At the heart of Trump’s actions against Bensouda is a rejection of the ‘international liberal order’. This was in line with his ‘America First’ agenda that placed national interests and values at the core of all his policies. His actions bolster the argument that the imperial nature of American foreign policy forms a part of it, illustrating the contradictory nature of their accountability stance. Starting from the Nuremberg trials, the American concept of accountability seems to revolve around victor’s justice without any genuine interest to submit themselves to the same standards they require of others. Besides, there are also contradictions in the USA’s dealings with the Court. For instance, the U.S. has voted in the Security Council to refer situations such as those in Libya to the ICC but does not want the ICC to investigate international crimes allegedly committed in states like Afghanistan that have exercised their sovereign right or prerogative to become parties to the Rome Statute. What this practically means is that the U.S. is de facto above international law and community.
Conclusion
That the complicated relationship between the U.S. and the ICC further deteriorated under the Trump administration, which was epitomized by open hostilities against the Prosecutor, is an example of how convenient it is for a powerful country to cast such nationals from less powerful states as ‘thorn-in-the-flesh’. The sanctions send one message to the rest of the world: the U.S. cares only about itself and its special interests.
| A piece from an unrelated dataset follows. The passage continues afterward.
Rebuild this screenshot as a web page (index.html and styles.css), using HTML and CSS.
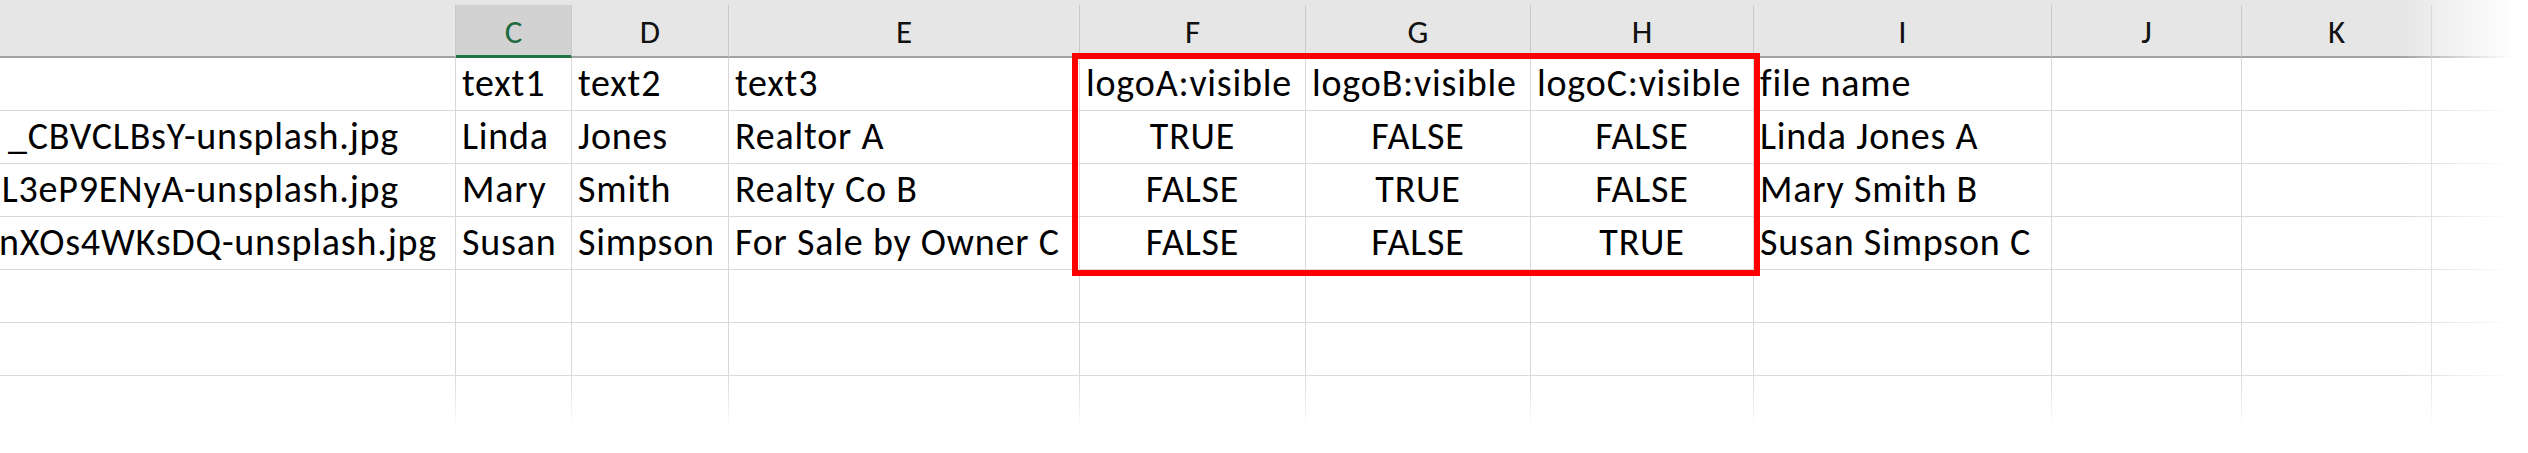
FILE: index.html
```html
<!DOCTYPE html>
<html lang="en">
<head>
<meta charset="utf-8">
<title>Sheet</title>
<link rel="stylesheet" href="styles.css">
</head>
<body>
<div class="sheet">
  <div class="grid">
    <div class="hd"></div>
    <div class="hd sel">C</div>
    <div class="hd">D</div>
    <div class="hd">E</div>
    <div class="hd">F</div>
    <div class="hd">G</div>
    <div class="hd">H</div>
    <div class="hd">I</div>
    <div class="hd">J</div>
    <div class="hd">K</div>
    <div class="hd last"></div>

    <div class="c"></div>
    <div class="c">text1</div>
    <div class="c">text2</div>
    <div class="c">text3</div>
    <div class="c">logoA:visible</div>
    <div class="c">logoB:visible</div>
    <div class="c">logoC:visible</div>
    <div class="c">file name</div>
    <div class="c"></div>
    <div class="c"></div>
    <div class="c last"></div>

    <div class="c fn fn-a"><span>_CBVCLBsY-unsplash.jpg</span></div>
    <div class="c">Linda</div>
    <div class="c">Jones</div>
    <div class="c">Realtor A</div>
    <div class="c ctr">TRUE</div>
    <div class="c ctr">FALSE</div>
    <div class="c ctr">FALSE</div>
    <div class="c">Linda Jones A</div>
    <div class="c"></div>
    <div class="c"></div>
    <div class="c last"></div>

    <div class="c fn fn-b"><span>L3eP9ENyA-unsplash.jpg</span></div>
    <div class="c">Mary</div>
    <div class="c">Smith</div>
    <div class="c">Realty Co B</div>
    <div class="c ctr">FALSE</div>
    <div class="c ctr">TRUE</div>
    <div class="c ctr">FALSE</div>
    <div class="c">Mary Smith B</div>
    <div class="c"></div>
    <div class="c"></div>
    <div class="c last"></div>

    <div class="c fn fn-c"><span>nXOs4WKsDQ-unsplash.jpg</span></div>
    <div class="c">Susan</div>
    <div class="c">Simpson</div>
    <div class="c">For Sale by Owner C</div>
    <div class="c ctr">FALSE</div>
    <div class="c ctr">FALSE</div>
    <div class="c ctr">TRUE</div>
    <div class="c">Susan Simpson C</div>
    <div class="c"></div>
    <div class="c"></div>
    <div class="c last"></div>

    <div class="c"></div><div class="c"></div><div class="c"></div><div class="c"></div><div class="c"></div><div class="c"></div><div class="c"></div><div class="c"></div><div class="c"></div><div class="c"></div><div class="c last"></div>
    <div class="c"></div><div class="c"></div><div class="c"></div><div class="c"></div><div class="c"></div><div class="c"></div><div class="c"></div><div class="c"></div><div class="c"></div><div class="c"></div><div class="c last"></div>
    <div class="c"></div><div class="c"></div><div class="c"></div><div class="c"></div><div class="c"></div><div class="c"></div><div class="c"></div><div class="c"></div><div class="c"></div><div class="c"></div><div class="c last"></div>
  </div>
  <div class="highlight"></div>
  <div class="fade-right"></div>
  <div class="fade-bottom"></div>
</div>
</body>
</html>
```

FILE: styles.css
```css
html, body {
  margin: 0;
  padding: 0;
  background: #ffffff;
}

.sheet {
  position: relative;
  width: 2528px;
  height: 453px;
  overflow: hidden;
  font-family: Carlito, Lato, "Open Sans", sans-serif;
  color: #000000;
}

.grid {
  display: grid;
  grid-template-columns: 456px 116px 157px 351px 226px 225px 223px 298px 190px 190px 1fr;
  grid-template-rows: 58px repeat(7, 53px);
  background: linear-gradient(#e6e6e6 0, #e6e6e6 58px, #ffffff 58px);
}

.hd {
  margin-top: 5px;
  box-sizing: border-box;
  background: #e6e6e6;
  border-right: 1px solid #c9c9c9;
  border-bottom: 2px solid #a3a3a3;
  display: flex;
  justify-content: center;
  align-items: flex-end;
  padding-bottom: 7px;
  font-size: 33px;
  line-height: 1;
  color: #111111;
}

.hd.sel {
  background: #d2d2d2;
  color: #1d6b40;
  border-bottom: 3px solid #217346;
  padding-bottom: 6px;
}

.hd.last,
.c.last {
  border-right: none;
}

.c {
  box-sizing: border-box;
  border-right: 1px solid #d8d8d8;
  border-bottom: 1px solid #d8d8d8;
  display: flex;
  align-items: flex-end;
  padding: 0 0 8px 6px;
  font-size: 38px;
  letter-spacing: 0.8px;
  line-height: 1;
  white-space: nowrap;
  overflow: hidden;
}

.c.ctr {
  justify-content: center;
  padding-left: 0;
}

.c.fn {
  justify-content: flex-end;
  padding-left: 0;
}

.fn-a, .fn-b {
  padding-right: 56px;
}

.fn-c {
  padding-right: 18px;
}

.fn span {
  flex: none;
}

.highlight {
  position: absolute;
  left: 1072px;
  top: 53px;
  width: 688px;
  height: 223px;
  box-sizing: border-box;
  border: 6px solid #ff0000;
}

.fade-right {
  position: absolute;
  top: 0;
  right: 0;
  width: 128px;
  height: 100%;
  background: linear-gradient(to right, rgba(255,255,255,0) 0, #ffffff 88%);
}

.fade-bottom {
  position: absolute;
  left: 0;
  bottom: 0;
  width: 100%;
  height: 80px;
  background: linear-gradient(to bottom, rgba(255,255,255,0) 0, #ffffff 70%);
}
```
Moreover, the sanctions are a direct threat to international human rights and to the individuals who are tirelessly working to end impunity. The U.S. betrayed its legal and moral duty of holding perpetrators accountable. Consequently, Bensouda should not be faulted for picking a legitimate and necessary fight. The defiance of Bensouda to continue with the investigations sums up the temerity of a woman who detests injustice, bullying, arbitrariness and impunity. The commitment to justice, and accountability is what drives her.